Comparing Nipple-Sparing Mastectomy to Traditional Mastectomy

  1. Procedure – Both procedures remove milk-producing tissue. With nipple-sparing mastectomy, the nipple, areola, and breast skin are preserved, keeping the outward appearance of the breast as intact as possible. Older mastectomy techniques include the nipple and central skin, leaving a large scar and disfigured appearance.
  2. Aesthetics – As mentioned above, after a nipple-sparing mastectomy, the breast’s general appearance remains intact, while in traditional mastectomy, nothing remains of the breast’s original appearance—only a scar that usually runs across the area where the breast used to be. The area operated on becomes flat, giving the patient’s chest area an uneven look and feel if no reconstruction is performed.
  3. Patient prognosis – While the mastectomy that spares the nipple, areola, and breast skin is more appealing, not all breast cancer patients are good candidates for the procedure. The priority is to ensure no cancer cells are left behind. Determining if this can be achieved with nipple-sparing mastectomy is the key to determining whether or not a woman is a good candidate for the procedure.

What does nipple-sparing mastectomy look like?

Many women want to know what the results of a nipple-sparing mastectomy look like. Here are a few photos from our photo gallery that illustrate typical results our patients can expect.

1-stage breast reconstruction with implants before and after - front view

Before and after nipple-sparing mastectomy.

1-stage breast reconstruction with implants before and after - front view

Before and after nipple-sparing mastectomy.
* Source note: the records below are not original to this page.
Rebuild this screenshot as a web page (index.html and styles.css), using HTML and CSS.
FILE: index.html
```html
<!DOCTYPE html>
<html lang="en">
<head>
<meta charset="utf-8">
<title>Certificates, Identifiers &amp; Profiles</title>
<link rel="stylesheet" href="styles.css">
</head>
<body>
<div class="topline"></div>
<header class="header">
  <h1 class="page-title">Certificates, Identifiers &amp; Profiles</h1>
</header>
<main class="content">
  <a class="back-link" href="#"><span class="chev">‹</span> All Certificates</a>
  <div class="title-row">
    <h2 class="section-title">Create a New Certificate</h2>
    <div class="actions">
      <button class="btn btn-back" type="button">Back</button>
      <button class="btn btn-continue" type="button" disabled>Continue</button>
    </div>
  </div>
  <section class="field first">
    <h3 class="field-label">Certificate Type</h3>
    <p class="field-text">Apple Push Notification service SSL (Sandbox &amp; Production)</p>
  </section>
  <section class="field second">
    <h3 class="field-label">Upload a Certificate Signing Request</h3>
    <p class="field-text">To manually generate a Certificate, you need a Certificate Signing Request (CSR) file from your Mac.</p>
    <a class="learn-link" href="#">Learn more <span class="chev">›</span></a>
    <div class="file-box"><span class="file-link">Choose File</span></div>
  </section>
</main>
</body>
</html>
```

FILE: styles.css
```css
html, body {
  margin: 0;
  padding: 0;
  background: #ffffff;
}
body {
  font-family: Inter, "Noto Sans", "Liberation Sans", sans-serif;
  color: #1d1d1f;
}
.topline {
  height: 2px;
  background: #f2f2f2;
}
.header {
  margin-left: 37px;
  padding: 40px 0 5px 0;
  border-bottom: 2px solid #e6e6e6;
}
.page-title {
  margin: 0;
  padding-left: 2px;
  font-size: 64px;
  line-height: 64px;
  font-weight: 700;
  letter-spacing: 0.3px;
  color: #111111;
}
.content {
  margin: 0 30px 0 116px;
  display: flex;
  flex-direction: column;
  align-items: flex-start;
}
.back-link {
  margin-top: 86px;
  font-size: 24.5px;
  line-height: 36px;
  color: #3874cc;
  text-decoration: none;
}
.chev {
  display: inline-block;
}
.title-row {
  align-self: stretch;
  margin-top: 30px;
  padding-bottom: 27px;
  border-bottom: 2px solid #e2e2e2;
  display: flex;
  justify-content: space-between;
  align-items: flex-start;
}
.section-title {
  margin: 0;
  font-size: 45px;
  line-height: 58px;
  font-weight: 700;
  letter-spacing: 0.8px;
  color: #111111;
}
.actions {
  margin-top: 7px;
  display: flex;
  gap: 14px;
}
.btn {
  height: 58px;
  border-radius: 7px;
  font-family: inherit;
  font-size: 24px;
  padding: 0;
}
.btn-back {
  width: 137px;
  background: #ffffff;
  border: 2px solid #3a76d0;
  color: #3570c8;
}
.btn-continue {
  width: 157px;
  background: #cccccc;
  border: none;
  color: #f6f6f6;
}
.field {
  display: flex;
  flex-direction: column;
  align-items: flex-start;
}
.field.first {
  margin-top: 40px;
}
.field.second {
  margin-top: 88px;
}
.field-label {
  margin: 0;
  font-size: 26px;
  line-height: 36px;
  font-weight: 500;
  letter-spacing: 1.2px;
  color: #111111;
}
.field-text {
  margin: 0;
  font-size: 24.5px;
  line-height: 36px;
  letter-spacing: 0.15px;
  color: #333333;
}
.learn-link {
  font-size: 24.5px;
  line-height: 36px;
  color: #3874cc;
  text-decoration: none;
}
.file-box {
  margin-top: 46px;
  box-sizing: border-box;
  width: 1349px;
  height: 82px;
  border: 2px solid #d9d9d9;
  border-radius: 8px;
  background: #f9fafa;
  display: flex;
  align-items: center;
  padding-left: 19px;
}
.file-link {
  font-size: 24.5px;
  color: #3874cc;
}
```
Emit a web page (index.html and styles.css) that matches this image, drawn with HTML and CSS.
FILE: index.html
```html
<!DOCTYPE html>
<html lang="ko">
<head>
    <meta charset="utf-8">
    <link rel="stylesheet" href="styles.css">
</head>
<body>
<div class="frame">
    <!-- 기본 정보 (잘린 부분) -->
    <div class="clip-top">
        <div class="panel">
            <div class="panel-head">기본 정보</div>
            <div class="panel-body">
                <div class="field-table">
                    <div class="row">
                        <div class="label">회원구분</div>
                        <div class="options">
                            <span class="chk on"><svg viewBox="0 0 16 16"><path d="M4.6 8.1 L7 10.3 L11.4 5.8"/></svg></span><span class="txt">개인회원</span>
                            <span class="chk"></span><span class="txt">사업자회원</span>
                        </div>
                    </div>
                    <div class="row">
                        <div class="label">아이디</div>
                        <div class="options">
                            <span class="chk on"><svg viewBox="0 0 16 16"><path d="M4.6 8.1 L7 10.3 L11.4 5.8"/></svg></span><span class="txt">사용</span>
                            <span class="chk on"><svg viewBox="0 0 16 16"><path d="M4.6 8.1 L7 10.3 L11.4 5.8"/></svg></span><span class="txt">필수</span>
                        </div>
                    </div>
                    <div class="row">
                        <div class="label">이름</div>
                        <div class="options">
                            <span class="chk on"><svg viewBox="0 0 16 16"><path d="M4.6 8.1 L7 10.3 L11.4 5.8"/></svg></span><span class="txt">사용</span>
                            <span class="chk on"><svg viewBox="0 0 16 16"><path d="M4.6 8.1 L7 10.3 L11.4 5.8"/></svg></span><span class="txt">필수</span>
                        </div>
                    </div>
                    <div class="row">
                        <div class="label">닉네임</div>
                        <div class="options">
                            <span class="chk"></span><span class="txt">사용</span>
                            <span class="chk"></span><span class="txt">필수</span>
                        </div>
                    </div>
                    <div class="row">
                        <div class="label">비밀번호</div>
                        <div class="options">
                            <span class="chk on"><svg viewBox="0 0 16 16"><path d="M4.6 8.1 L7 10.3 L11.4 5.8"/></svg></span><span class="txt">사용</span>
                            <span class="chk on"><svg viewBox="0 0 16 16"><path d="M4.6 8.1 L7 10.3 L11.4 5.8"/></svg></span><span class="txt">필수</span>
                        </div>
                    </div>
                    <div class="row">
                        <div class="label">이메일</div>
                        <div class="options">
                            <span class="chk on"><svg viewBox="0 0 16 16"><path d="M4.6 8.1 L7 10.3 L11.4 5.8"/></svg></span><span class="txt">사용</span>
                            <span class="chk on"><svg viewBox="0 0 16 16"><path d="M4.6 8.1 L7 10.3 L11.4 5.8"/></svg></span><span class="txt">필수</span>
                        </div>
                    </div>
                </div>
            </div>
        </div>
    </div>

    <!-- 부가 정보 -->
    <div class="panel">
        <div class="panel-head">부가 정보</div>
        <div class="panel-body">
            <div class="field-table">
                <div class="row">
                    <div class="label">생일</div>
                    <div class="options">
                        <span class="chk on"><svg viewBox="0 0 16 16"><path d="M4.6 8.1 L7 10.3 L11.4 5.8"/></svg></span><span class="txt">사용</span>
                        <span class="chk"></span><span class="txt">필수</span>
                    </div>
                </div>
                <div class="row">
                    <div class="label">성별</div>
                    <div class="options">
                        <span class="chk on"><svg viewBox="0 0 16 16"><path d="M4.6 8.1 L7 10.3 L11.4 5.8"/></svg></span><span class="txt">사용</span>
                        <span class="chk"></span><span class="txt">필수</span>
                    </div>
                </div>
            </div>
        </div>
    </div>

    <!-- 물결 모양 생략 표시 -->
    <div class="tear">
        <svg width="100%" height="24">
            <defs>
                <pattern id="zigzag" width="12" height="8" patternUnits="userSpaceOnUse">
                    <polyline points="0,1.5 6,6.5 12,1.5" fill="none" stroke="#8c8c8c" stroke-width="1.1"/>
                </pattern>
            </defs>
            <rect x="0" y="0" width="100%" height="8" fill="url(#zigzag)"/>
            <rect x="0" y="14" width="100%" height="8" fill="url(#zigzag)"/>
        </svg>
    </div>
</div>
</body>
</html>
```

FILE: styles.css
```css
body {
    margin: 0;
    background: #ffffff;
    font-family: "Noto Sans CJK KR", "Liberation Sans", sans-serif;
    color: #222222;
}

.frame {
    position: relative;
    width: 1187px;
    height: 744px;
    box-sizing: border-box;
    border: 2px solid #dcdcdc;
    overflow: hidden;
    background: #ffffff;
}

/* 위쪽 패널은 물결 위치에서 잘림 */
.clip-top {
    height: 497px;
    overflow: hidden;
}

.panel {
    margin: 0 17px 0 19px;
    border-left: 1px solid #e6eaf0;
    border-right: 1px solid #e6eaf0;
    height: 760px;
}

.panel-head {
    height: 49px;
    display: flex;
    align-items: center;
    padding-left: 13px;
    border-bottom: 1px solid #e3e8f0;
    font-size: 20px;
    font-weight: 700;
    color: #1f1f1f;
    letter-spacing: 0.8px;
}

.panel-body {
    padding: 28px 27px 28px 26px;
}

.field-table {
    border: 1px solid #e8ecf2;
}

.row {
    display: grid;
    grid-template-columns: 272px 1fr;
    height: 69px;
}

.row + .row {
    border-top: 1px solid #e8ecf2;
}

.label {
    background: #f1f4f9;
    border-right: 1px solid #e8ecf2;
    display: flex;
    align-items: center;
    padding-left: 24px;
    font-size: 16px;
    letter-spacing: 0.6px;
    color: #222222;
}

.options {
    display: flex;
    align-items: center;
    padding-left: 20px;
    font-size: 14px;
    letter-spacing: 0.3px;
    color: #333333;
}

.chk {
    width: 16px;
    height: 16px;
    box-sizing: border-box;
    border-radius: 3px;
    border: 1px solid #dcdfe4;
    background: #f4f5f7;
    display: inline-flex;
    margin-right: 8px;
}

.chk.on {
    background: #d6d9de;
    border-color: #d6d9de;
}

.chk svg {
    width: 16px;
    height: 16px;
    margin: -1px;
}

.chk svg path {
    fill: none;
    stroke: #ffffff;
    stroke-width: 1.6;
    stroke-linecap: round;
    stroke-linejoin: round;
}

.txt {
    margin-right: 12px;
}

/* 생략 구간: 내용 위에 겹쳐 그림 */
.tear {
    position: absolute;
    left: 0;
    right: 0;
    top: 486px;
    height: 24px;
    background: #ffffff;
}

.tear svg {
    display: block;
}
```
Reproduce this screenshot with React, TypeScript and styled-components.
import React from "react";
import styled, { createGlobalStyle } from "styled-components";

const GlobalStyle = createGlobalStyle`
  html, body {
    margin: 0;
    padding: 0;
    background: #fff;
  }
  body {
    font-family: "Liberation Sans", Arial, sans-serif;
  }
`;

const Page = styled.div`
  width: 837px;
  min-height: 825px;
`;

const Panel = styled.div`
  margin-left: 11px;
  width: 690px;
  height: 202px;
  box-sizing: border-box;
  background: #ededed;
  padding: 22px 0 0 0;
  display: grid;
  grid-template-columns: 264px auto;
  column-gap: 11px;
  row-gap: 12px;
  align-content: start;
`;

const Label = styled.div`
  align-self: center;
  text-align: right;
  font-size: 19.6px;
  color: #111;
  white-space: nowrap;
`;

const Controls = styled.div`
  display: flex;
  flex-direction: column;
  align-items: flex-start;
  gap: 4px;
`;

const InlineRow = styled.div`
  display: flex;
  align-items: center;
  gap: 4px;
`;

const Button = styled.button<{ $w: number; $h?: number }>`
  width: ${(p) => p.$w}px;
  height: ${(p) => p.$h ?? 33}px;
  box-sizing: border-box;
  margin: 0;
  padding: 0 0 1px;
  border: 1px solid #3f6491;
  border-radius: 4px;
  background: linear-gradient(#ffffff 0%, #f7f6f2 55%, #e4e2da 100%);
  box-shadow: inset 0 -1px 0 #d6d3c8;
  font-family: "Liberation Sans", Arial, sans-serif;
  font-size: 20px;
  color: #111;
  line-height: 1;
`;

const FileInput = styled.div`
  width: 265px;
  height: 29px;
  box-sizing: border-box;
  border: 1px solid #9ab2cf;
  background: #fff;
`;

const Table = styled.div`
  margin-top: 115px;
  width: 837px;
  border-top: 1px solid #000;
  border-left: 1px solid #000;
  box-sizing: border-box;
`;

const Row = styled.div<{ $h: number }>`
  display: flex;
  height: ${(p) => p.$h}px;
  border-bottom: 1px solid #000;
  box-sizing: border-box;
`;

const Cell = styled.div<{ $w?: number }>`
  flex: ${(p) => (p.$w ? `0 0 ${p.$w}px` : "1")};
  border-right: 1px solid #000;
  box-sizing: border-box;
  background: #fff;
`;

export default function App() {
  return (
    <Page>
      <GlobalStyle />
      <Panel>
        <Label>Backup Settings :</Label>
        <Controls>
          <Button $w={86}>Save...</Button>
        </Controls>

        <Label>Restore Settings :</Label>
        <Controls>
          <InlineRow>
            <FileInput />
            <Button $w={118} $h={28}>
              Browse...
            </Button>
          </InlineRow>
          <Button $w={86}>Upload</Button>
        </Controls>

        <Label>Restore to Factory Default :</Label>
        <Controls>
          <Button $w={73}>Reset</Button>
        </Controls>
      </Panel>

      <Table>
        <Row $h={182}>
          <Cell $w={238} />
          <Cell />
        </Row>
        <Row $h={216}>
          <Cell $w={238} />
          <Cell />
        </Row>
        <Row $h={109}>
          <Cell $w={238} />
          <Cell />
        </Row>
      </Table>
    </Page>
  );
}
One-stage breast reconstruction before and after - front view

Before and after nipple-sparing mastectomy.

Every woman is unique, and at Bedford Breast Center, your treatment is tailored to your body and your needs. Your results may vary.

Nipple-Sparing Mastectomy FAQs

These are some of the most commonly asked questions about nipple-sparing mastectomy. If you have additional questions,  schedule an appointment with our breast cancer surgeons by calling our office at (866) 229-8807.

Who is a candidate for nipple-sparing mastectomy?

Nipple-sparing mastectomy is usually recommended for patients with early-stage breast cancer or for those who are at high risk of developing breast cancer due to genetic factors. Patients with larger tumors or those with cancer that has spread to the nipple or areola may not be candidates for this procedure. Other factors that may affect the patient’s eligibility for the nipple-sparing procedure include other health conditions such as diabetes if the patient is a smoker, and if the patient has a history of prolonged or delayed healing.

What are the benefits of nipple-sparing mastectomy?

The main benefit of this approach is that it preserves the nipple and areola, which can lead to a more natural-looking breast after surgery. It also may reduce the psychological impact of losing the nipple and areola, which can be important for some patients. Learn more in this blog post.

What is the recovery time after nipple-sparing mastectomy?

Recovery time after nipple-sparing mastectomy varies depending on the individual patient and the extent of the surgery. Patients will experience some discomfort and swelling after the procedure, but this can usually be managed with pain medication. Most patients can return to normal activities within 4 to 6 weeks after surgery.